Why do we need Data Mining?
The volume of information is increasing every day that we can handle from business transactions, scientific data, sensor data, Pictures, videos, etc. So, we need a system that will be capable of extracting the essence of information available and that can automatically generate reports, views, or summaries of data for better decision-making.
Why is Data Mining used in business?
Data mining is used in business to make better managerial decisions by:
- Automatic summarization of data.
- Discovering patterns in raw data.
- Extracting the essence of information stored.
Why KDD and Data Mining?
In an increasingly data-driven world, there would never be such a thing as too much data. However, data is only valuable when you can parse, sort, and sift through it to extrapolate the actual value.
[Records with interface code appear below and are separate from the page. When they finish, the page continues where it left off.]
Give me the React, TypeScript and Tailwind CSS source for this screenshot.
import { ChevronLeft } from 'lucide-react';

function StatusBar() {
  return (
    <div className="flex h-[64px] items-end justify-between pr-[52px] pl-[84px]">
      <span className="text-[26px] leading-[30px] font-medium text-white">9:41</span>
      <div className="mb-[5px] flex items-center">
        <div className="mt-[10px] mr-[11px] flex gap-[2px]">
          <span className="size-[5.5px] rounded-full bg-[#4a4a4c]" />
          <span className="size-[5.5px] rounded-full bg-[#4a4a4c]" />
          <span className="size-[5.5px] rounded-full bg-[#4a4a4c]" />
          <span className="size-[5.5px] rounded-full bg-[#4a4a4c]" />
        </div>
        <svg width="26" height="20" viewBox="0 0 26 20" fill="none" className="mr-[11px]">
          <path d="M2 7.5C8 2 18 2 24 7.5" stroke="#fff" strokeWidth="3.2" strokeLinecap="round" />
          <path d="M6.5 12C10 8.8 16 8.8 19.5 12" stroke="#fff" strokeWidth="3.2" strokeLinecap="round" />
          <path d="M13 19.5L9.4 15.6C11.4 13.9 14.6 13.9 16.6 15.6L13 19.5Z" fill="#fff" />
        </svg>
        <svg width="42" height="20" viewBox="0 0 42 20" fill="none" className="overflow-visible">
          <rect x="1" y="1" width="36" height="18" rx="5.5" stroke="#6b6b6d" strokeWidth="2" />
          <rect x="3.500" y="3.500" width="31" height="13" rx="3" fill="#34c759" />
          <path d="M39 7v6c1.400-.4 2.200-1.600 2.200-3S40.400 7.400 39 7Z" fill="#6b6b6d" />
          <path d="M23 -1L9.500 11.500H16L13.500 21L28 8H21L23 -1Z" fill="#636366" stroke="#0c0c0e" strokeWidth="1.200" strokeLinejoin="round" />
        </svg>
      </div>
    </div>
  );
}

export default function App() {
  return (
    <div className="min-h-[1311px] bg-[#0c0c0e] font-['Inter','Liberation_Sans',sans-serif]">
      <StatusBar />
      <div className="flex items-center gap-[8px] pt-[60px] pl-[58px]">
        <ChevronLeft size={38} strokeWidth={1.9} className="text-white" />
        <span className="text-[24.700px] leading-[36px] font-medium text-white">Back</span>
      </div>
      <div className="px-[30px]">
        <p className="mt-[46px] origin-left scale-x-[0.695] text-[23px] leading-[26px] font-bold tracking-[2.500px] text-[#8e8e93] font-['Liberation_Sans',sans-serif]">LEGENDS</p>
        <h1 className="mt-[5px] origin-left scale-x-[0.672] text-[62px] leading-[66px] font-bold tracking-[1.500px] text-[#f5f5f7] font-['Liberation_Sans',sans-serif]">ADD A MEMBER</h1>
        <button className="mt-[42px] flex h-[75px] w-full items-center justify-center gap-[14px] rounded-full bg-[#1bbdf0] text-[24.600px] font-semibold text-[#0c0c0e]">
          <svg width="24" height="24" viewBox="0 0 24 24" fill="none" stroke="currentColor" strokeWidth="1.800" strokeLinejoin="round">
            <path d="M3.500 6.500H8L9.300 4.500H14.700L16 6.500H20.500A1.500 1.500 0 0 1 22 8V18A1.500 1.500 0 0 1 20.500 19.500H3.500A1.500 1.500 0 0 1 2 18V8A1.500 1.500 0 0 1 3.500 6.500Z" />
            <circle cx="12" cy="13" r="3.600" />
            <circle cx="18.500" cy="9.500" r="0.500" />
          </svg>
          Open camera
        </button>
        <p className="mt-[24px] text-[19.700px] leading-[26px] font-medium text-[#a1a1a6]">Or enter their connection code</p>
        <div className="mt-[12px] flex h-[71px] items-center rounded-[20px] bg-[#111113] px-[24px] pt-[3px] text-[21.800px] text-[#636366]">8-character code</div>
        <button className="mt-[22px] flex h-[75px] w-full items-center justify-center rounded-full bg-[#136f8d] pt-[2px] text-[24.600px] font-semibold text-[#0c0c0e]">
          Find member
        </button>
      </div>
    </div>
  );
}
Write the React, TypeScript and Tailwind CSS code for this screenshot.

Most industries collect massive volumes of data, but without a filtering mechanism that graphs, charts, and trends data models, pure data itself has little use.
However, the sheer volume of data and the speed with which it is collected makes sifting through it challenging. Thus, it has become economically and scientifically necessary to scale up our analysis capability to handle the vast amount of data that we now obtain.
Since computers have allowed humans to collect more data than we can process, we naturally turn to computational techniques to help us extract meaningful patterns and structures from vast amounts of data.
Difference between KDD and Data Mining
Although the two terms KDD and Data Mining are heavily used interchangeably, they refer to two related yet slightly different concepts.
KDD is the overall process of extracting knowledge from data, while Data Mining is a step inside the KDD process, which deals with identifying patterns in data.
And Data Mining is only the application of a specific algorithm based on the overall goal of the KDD process.
KDD is an iterative process where evaluation measures can be enhanced, mining can be refined, and new data can be integrated and transformed to get different and more appropriate results.